Hodespruit, 12 ott – L’endemica corruzione che caratterizza il Sud Africa del post apartheid ha avuto anche gravi conseguenze nelle preservazione delle specie animali in via di estinzione. L’elezione di Mandela, fortunatamente, non ha però avuto le tremende conseguenze della decolonizzazione in Kenya, quando, dopo la cacciata delle forze armate britanniche e lo scioglimento delle milizie dei coloni residenti, i parchi naturali furono presi d’assalto per soddisfare la domanda di avorio e di cibo. Il governo sudafricano si distingue, rispetto agli altri stati del continente, per una migliore organizzazione ed un grande impegno per arginare il fenomeno del bracconaggio. E’ possibile acquistare un po’ ovunque braccialetti dal modico prezzo di 50 zar per salvare gli elefanti, i rinoceronti e l’ecosistema marino. Purtroppo non è possibile sapere quanti di quei 50 zar finiscano alle riserve e quanti invece nelle tasche di uno dei tanti politici e funzionari corrotti dell’African National Congress.
Lo stato da solo non è in grado di finanziare un moderno piano di ripopolamento delle specie in via d’estinzione della savana africana. Ecco quindi che alcuni gruppi di filantropi, boeri per lo più, movimentano ingenti somme di denaro per preservare le specie minacciate dalla caccia e dalla distruzione dell’habitat naturale. Hodespruit Endangered Species Center è una struttura inserita nella suggestiva riserva privata Kapama, confinante con il Kruger National Park. La struttura è gestita da un gruppo di sudafricani bianchi. Sarah e Frank, due e ranger della struttura di origine boera mi spiegano le attività che vengono svolte nella riserva.

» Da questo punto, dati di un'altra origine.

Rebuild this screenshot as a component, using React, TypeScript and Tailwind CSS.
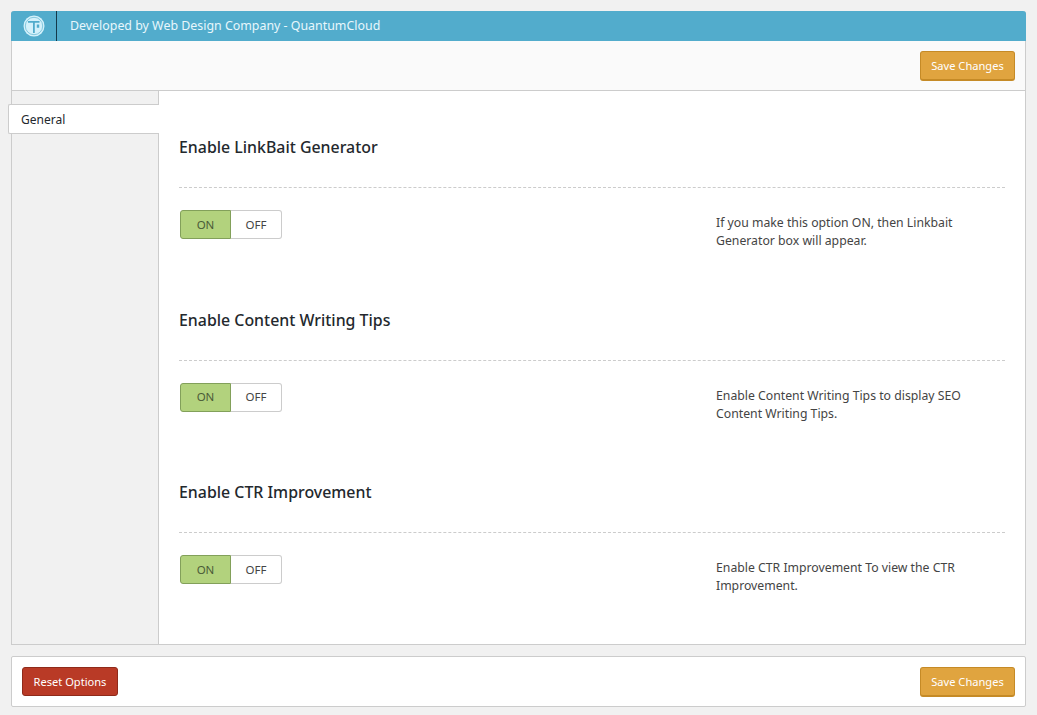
const FONT = "font-['Noto_Sans','Open_Sans',sans-serif]";

const options = [
  {
    title: "Enable LinkBait Generator",
    description: "If you make this option ON, then Linkbait Generator box will appear.",
  },
  {
    title: "Enable Content Writing Tips",
    description: "Enable Content Writing Tips to display SEO Content Writing Tips.",
  },
  {
    title: "Enable CTR Improvement",
    description: "Enable CTR Improvement To view the CTR Improvement.",
  },
];

const Logo = () => (
  <svg width="22" height="22" viewBox="0 0 22 22" fill="none">
    <circle cx="11" cy="11" r="10.5" fill="#d4f1fb" />
    <circle cx="11" cy="11" r="8.7" fill="#d4f1fb" stroke="#6fbcd6" strokeWidth="0.8" />
    <path d="M5 6h11.500v1.700H11.800V18H10V7.700H5z" fill="#52accc" />
    <path d="M13.800 9.500h2.400v3.200h-2.400z" fill="#52accc" />
  </svg>
);

const SaveButton = () => (
  <button className="h-[30px] w-[95px] rounded-[3px] border border-[#c58a26] border-b-2 bg-[#e0a43f] pt-[2px] text-[11.100px] text-white">
    Save Changes
  </button>
);

const Toggle = () => (
  <div className="flex h-[29px] w-[102px] text-[11.500px]">
    <div className="flex w-[51px] items-center justify-center rounded-l-[3px] border border-[#82a05a] bg-[#b2d27d] text-[#4b5b38]">
      ON
    </div>
    <div className="flex w-[51px] items-center justify-center rounded-r-[3px] border border-l-0 border-[#cccccc] bg-white text-[#444444]">
      OFF
    </div>
  </div>
);

const OptionRow = ({ title, description }: { title: string; description: string }) => (
  <div className="h-[172.500px]">
    <h2 className="flex h-[70px] items-end pb-[2px] text-[15.900px] leading-[24px] font-medium text-[#23282d]">
      {title}
    </h2>
    <div className="mt-[26px] border-t border-dashed border-[#cccccc]" />
    <div className="mt-[22px] flex pl-px">
      <Toggle />
      <p className="ml-[434px] w-[270px] pt-[4px] text-[12.250px] leading-[18px] text-[#444444]">
        {description}
      </p>
    </div>
  </div>
);

export default function App() {
  return (
    <div className={`${FONT} min-h-[715px] bg-[#f1f1f1] px-[11px] pt-[11px]`}>
      <div className="rounded-t-[3px] border-x border-b border-[#cccccc]">
        <div className="-mx-px flex h-[30px] items-center rounded-t-[3px] bg-[#52accc]">
          <div className="flex h-full w-[46px] items-center justify-center border-r border-[#14394a]">
            <Logo />
          </div>
          <span className="ml-[13px] text-[12.400px] text-[#e8f7fc]">
            Developed by Web Design Company - QuantumCloud
          </span>
        </div>
        <div className="flex h-[50px] items-center justify-end border-b border-[#cccccc] bg-[#fafafa] pr-[10px]">
          <SaveButton />
        </div>
        <div className="flex h-[553px]">
          <div className="w-[147px] shrink-0 border-r border-[#cccccc] bg-[#f1f1f1] pt-[13px]">
            <div className="-mr-px -ml-[4px] flex h-[30px] items-center rounded-l-[2px] border-y border-l border-[#cccccc] bg-white pt-px pl-[12px] text-[12px] text-[#23282d]">
              General
            </div>
          </div>
          <div className="flex-1 bg-white pr-[20px] pl-[20px]">
            {options.map((option) => (
              <OptionRow key={option.title} {...option} />
            ))}
          </div>
        </div>
      </div>
      <div className="mt-[11px] flex h-[51px] items-center justify-between rounded-[2px] border border-[#cccccc] bg-white px-[10px]">
        <button className="h-[29px] w-[96px] rounded-[3px] border border-[#8f2a1a] bg-[#b93a26] pt-px text-[11.100px] text-white">
          Reset Options
        </button>
        <SaveButton />
      </div>
    </div>
  );
}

“In molti pensano che qui curiamo gli animali feriti. Si sbagliano. Qui facciamo qualcosa di molto più complesso: alleviamo animali in via d’estinzione e li liberiamo nella savana.”. Numerosi e vasti recinti ospitano licaoni, ghepardi e rinoceronti. Sono loro gli animali più a rischio di estinzione in Sud Africa e sono questi animali che vengono allevati. “Facciamo accoppiare gli esemplari, che ospitiamo nelle nostre strutture. Ad esempio quando sappiamo che i ghepardi femmina sono in calore, le avviciniamo ai recinti dei maschi. Le femmine scelgono il loro partner e noi spostiamo la coppia che si è formata in un’area riservata solo a loro due e per diversi mesi li abbandoniamo lì. Poi, quando è giunto il momento, andiamo a verificare se la femmina era rimasta in cinta e se aveva partorito regolarmente i cuccioli. Noi vediamo i cuccioli solo quando hanno già diverse settimane di anzianità. Non possiamo infatti entrare in contatto con i piccoli di felino sino a quando non sono già formati, rischieremmo di abituarli troppo all’uomo.”
I licaoni appena ci vedono arrivare iniziano a gironzolare intorno alle aperture del recinto. “Vogliono scappare” mi spiega Frank “I licaoni nonostante siano dei canidi non sono fatti per una vita da reclusi. Appena possono si danno alla fuga. E’ il loro istinto.”. I licaoni sono la specie animale più a rischio del Sud Africa “Purtroppo i residenti non amano i licaoni. Li reputano brutti e ne hanno paura. Per questo vengono sterminati. Non c’è alcun business dietro la loro morte, solo tanta ignoranza.”.
L’Hodespruit Endangered Species Center è praticamente un’enclave boera. La lingua parlata all’interno della riserva, anche tra il personale di colore, è l’afrikaans. Frank e Sarah, entrambi laureati, probabilmente non avrebbero potuto trovare un impiego nel vicino parco del Kruger. La legislazione sudafricana prevede delle quote di assunzione per ogni singola etnia. I bianchi hanno quote inferiori e nell’amministrazione pubblica per un bianco è diventato difficilissimo lavorare. Vi sono solo alcuni settori della pubblica amministrazione in cui ai bianchi è consentito, tradizionalmente, l’accesso e carriera: nelle forze dell’ordine.
Qua e là in Sud Africa, mi spiegano Sarah e Frank, ci sono numerose altre riserve private che tutelano e preservano le specie animali. Alcune però, ad esempio, allevano leoni poi destinati ad essere cacciati. “Anche noi vendiamo alcuni degli animali che rendiamo selvatici. Li vendiamo però a riserve pubbliche o private dell’Africa ove non si pratica la caccia. E’ un modo per autofinanziare la nostra costosa attività. Non riceviamo alcun aiuto dallo stato, che anzi, ci ha espropriato di alcuni ettari di riserva inglobandoli dentro il Kruger.”